I was listening to KPFA’s Sunday morning classical music show yesterday, and suddenly they played Igor Stravinsky’s Histoire du Soldat and I thought: maybe there are two kinds of Stravinsky for two kinds of public radio stations. For the big grand classical music stations like WQXR-FM in New York City, the pre-World War I ballets with their huge gorgeous sounds are best. But for community stations like KPFA, the more chamber-music oriented pieces that Stravinsky wrote from 1918 onward seem more appropriate. I’m talking about stuff like the Histoire and the Concerto for Piano and Wind Instruments; that sort of stripped down fare that the big mainstream classical signals never play. In fact, I vaguely remember that a billion years ago KPFA did a birthday celebration of itself that started with Stravinsky’s “Happy Birthday” Greeting Prelude.

Meanwhile thank you City Editor of the Arkansas Democrat-Gazette for bringing John Cain, legendary jazz programmer of KABF-FM, to my attention via Twitter:

“THE ARTIST — LIVING OR DEAD — I WOULD MOST LIKE TO SEE PERFORM IS John Coltrane,” Cain discloses in his Gazette profile. “I guess because when I really grew up and discovered [jazz], I seemed closer to him than [Charlie Parker].” Reading this, I feel like I’m back to the two Stravinskys issue again.

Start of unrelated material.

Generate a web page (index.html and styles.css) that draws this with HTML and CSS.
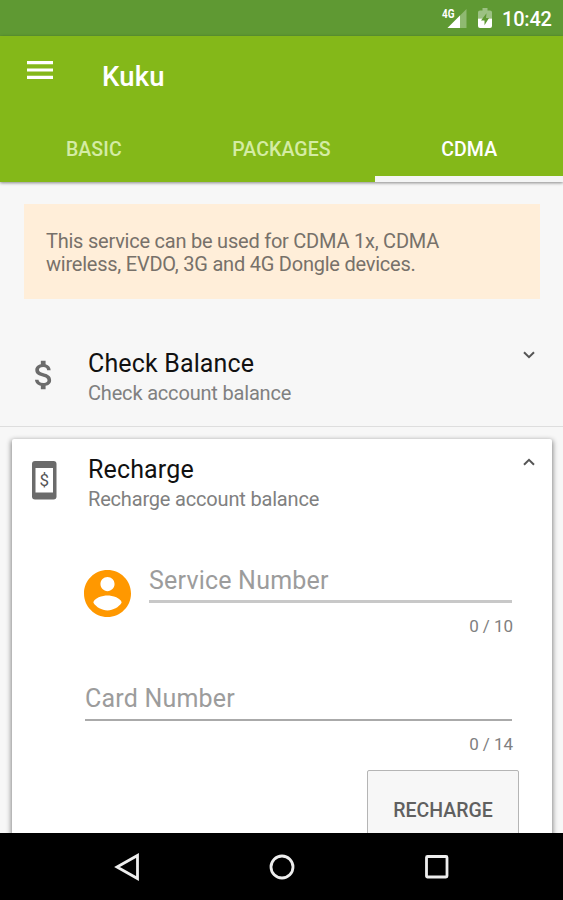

Parker definitely has that angular, stripped down feeling, while Coltrane is the big lush ballet guy, especially in renditions like My Favorite Things. Interesting that Cain would see the two artists as either/or choices.

I am working on my fourth Hybrid Highbrow podcast, which will focus on jazz renditions of the work of Bela Bartok. I had no idea that there were so many jazz homages to Bartok. I’ll have to choose three or four, which will be tough.